Christine Wahl beobachtet eine Reanimation auf offener Bühne

Edith Clever wurde aufs Herzlichste begrüßt, als sie kürzlich zur Eröffnung des neuen Berliner Theaters Engelbrot in Moabit erschien. Schließlich war die Schaubühnen-Ikone – Protagonistin vieler Peter-Stein-Inszenierungen – quasi als einsame Vertreterin der Theaterprominenz unter den rund hundert Zuschauern erschienen, die sich im 450-Plätze-Saal des ehemaligen Hansa-Theaters (Alt-Moabit 48) verloren. Jedenfalls flötete der freundliche Kassierer Edith Clever schon von weitem ein ehrerbietiges „Guten Abend, Frau Stein“ entgegen.
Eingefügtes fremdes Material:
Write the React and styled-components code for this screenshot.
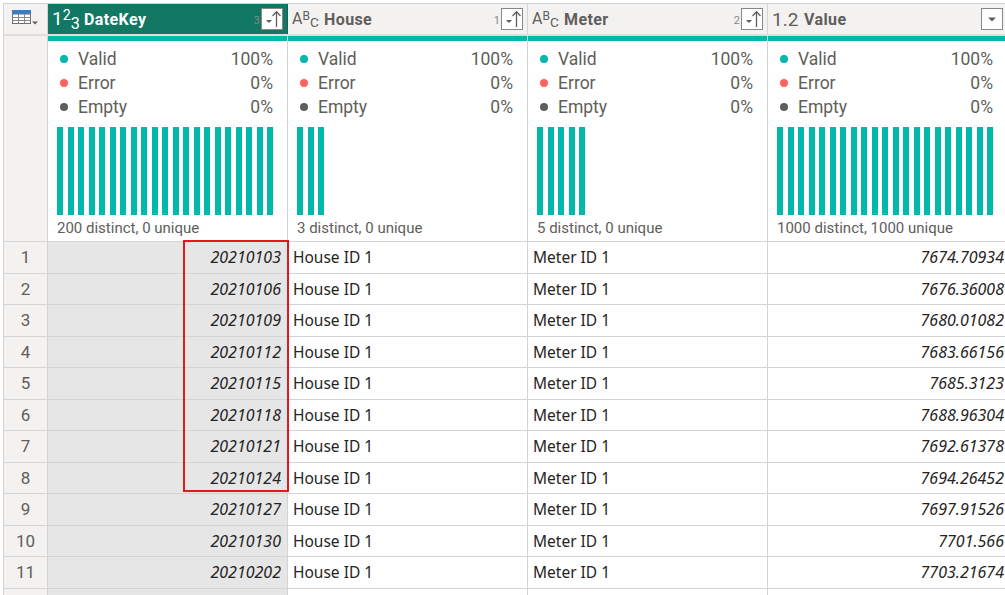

So lange die Assoziationen noch funktionieren, möchte man da freudig ausrufen, muss man sich um die Berliner Theaterlandschaft keine Sorgen machen! Zumal es genau so lustig weiter ging: Auf dem Programm stand die „Galapremiere“ der „Rehearsal-Version“ von Peter Brooks Beckett-Inszenierung „Glückliche Tage“. Man muss sie sich als bühnenbild- und kulissenfreie Lesevariante der Basler Erfolgsinszenierung von 2003 vorstellen: Da beide Versionen bereits in vielen (auch deutschen) Städten zu sehen waren, konnte man getrost davon ausgehen, dass jeder Brook-Jünger seinen Kniefall bereits geleistet hatte und keine Publikumsstürme die Eröffnung stören würden: Eine originelle Art, ein neues Theater etablieren zu wollen – zumal es sich beim „Engelbrot“ um den dritten privaten Reanimationsversuch des 2002 als Subventionsbühne ausgemusterten Hansa-Theaters handelt.

Die beiden Vorgänger waren in Rekordzeit gescheitert: Vielleicht hatten die einfach nur zu wenig vor. Die „Engelbrot“-Leitung hingegen – HP Trauschke Ludo Vici, Friedrich Liechtenstein und Knut Hetzer – verortet sich wacker in der ersten Liga. „Wir fahren im Prinzip die gleiche Schiene wie das Deutsche Theater oder die Schaubühne, aber mit ohne Geld“, erläutert Trauschke, der den Repertoire-Betrieb ausschließlich aus Mäzen- und Sponsorengeldern finanzieren will. Tatsächlich sind Parallelen zum Berliner Ensemble auszumachen: Ähnlich wie dessen Intendant Claus Peymann, der Inszenierungen gern von Bochum über Wien mitschleppte, um sie schließlich in Berlin aus dem Rucksack zu zaubern, kramen Trauschke und Co. einen 15 Jahre alten Ionesco aus dem Gepäck: „Die Stühle“ (21./22.6., 19.30 Uhr), seinerzeit inszeniert an einem Münchner Privattheater. Immerhin ist eine aktuelle Berliner Neubesetzung zu vermelden: Alt-Playboy Rolf Eden wurde mit der Charakterrolle des taubstummen Redners bedacht. Was wohl Frau Stein dazu sagt?